__Exercise details__: Return the material word for word. Do not include the pictures.

__Source material__:

===============

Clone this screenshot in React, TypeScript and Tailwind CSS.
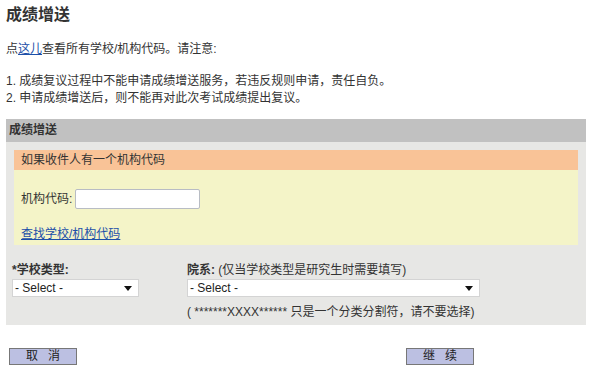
import React from "react";

function FakeSelect({ width }: { width: string }) {
  return (
    <div className={`${width} h-[18px] bg-white border border-[#d4d4d4] flex items-center justify-between pl-[2px] pr-[6px] text-[12px] text-[#222]`}>
      <span>- Select -</span>
      <svg width="8" height="5" viewBox="0 0 8 5">
        <path d="M0 0 L8 0 L4 5 Z" fill="#111" />
      </svg>
    </div>
  );
}

export default function App() {
  return (
    <div className="w-[590px] h-[375px] bg-white text-[#333] text-[12px] leading-[17px] font-['Liberation_Sans','Noto_Sans_CJK_SC',sans-serif]">
      <div className="px-[6px] pt-[5px]">
        <h1 className="text-[16px] leading-[20px] font-bold">成绩增送</h1>
        <p className="mt-[16px]">
          点<a className="text-[#1c4fa8] underline">这儿</a>查看所有学校/机构代码。请注意:
        </p>
        <div className="mt-[15px]">
          <div>1. 成绩复议过程中不能申请成绩增送服务，若违反规则申请，责任自负。</div>
          <div>2. 申请成绩增送后，则不能再对此次考试成绩提出复议。</div>
        </div>
      </div>

      <div className="mx-[6px] mt-[12px] w-[580px]">
        <div className="h-[23px] bg-[#c1c1c1] font-bold flex items-center pl-[3px]">成绩增送</div>
        <div className="bg-[#e7e7e5] px-[8px] pt-[8px] pb-[8px] h-[183px]">
          <div className="h-[20px] bg-[#f9c397] flex items-center pl-[7px]">如果收件人有一个机构代码</div>
          <div className="bg-[#f4f4c8] h-[75px] pl-[7px] pt-[19px]">
            <div className="flex items-center">
              <span>机构代码:</span>
              <div className="ml-[3px] w-[125px] h-[20px] bg-white border border-[#b8bcc4] rounded-[2px]" />
            </div>
            <a className="block mt-[17px] text-[#1c4fa8] underline">查找学校/机构代码</a>
          </div>
          <div className="flex mt-[17px]">
            <div className="w-[175px] -ml-[2px]">
              <div className="font-bold h-[17px]">*学校类型:</div>
              <FakeSelect width="w-[127px]" />
            </div>
            <div>
              <div className="h-[17px]">
                <span className="font-bold">院系:</span> (仅当学校类型是研究生时需要填写)
              </div>
              <FakeSelect width="w-[293px]" />
              <div className="mt-[7px]">( *******XXXX****** 只是一个分类分割符，请不要选择)</div>
            </div>
          </div>
        </div>
      </div>

      <div className="flex mt-[23px] pl-[9px]">
        <button className="w-[68px] h-[17px] bg-[#bcc0e2] border border-[#777] text-[12px] leading-[15px] text-[#222] tracking-[10px] pl-[10px]">取消</button>
        <button className="ml-[329px] w-[68px] h-[17px] bg-[#bcc0e2] border border-[#777] text-[12px] leading-[15px] text-[#222] tracking-[10px] pl-[10px]">继续</button>
      </div>
    </div>
  );
}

===============

__Task result__:
Clone this screenshot in React, TypeScript and Tailwind CSS.
import React from "react";

function FakeSelect({ width }: { width: string }) {
  return (
    <div className={`${width} h-[18px] bg-white border border-[#d4d4d4] flex items-center justify-between pl-[2px] pr-[6px] text-[12px] text-[#222]`}>
      <span>- Select -</span>
      <svg width="8" height="5" viewBox="0 0 8 5">
        <path d="M0 0 L8 0 L4 5 Z" fill="#111" />
      </svg>
    </div>
  );
}

export default function App() {
  return (
    <div className="w-[590px] h-[375px] bg-white text-[#333] text-[12px] leading-[17px] font-['Liberation_Sans','Noto_Sans_CJK_SC',sans-serif]">
      <div className="px-[6px] pt-[5px]">
        <h1 className="text-[16px] leading-[20px] font-bold">成绩增送</h1>
        <p className="mt-[16px]">
          点<a className="text-[#1c4fa8] underline">这儿</a>查看所有学校/机构代码。请注意:
        </p>
        <div className="mt-[15px]">
          <div>1. 成绩复议过程中不能申请成绩增送服务，若违反规则申请，责任自负。</div>
          <div>2. 申请成绩增送后，则不能再对此次考试成绩提出复议。</div>
        </div>
      </div>

      <div className="mx-[6px] mt-[12px] w-[580px]">
        <div className="h-[23px] bg-[#c1c1c1] font-bold flex items-center pl-[3px]">成绩增送</div>
        <div className="bg-[#e7e7e5] px-[8px] pt-[8px] pb-[8px] h-[183px]">
          <div className="h-[20px] bg-[#f9c397] flex items-center pl-[7px]">如果收件人有一个机构代码</div>
          <div className="bg-[#f4f4c8] h-[75px] pl-[7px] pt-[19px]">
            <div className="flex items-center">
              <span>机构代码:</span>
              <div className="ml-[3px] w-[125px] h-[20px] bg-white border border-[#b8bcc4] rounded-[2px]" />
            </div>
            <a className="block mt-[17px] text-[#1c4fa8] underline">查找学校/机构代码</a>
          </div>
          <div className="flex mt-[17px]">
            <div className="w-[175px] -ml-[2px]">
              <div className="font-bold h-[17px]">*学校类型:</div>
              <FakeSelect width="w-[127px]" />
            </div>
            <div>
              <div className="h-[17px]">
                <span className="font-bold">院系:</span> (仅当学校类型是研究生时需要填写)
              </div>
              <FakeSelect width="w-[293px]" />
              <div className="mt-[7px]">( *******XXXX****** 只是一个分类分割符，请不要选择)</div>
            </div>
          </div>
        </div>
      </div>

      <div className="flex mt-[23px] pl-[9px]">
        <button className="w-[68px] h-[17px] bg-[#bcc0e2] border border-[#777] text-[12px] leading-[15px] text-[#222] tracking-[10px] pl-[10px]">取消</button>
        <button className="ml-[329px] w-[68px] h-[17px] bg-[#bcc0e2] border border-[#777] text-[12px] leading-[15px] text-[#222] tracking-[10px] pl-[10px]">继续</button>
      </div>
    </div>
  );
}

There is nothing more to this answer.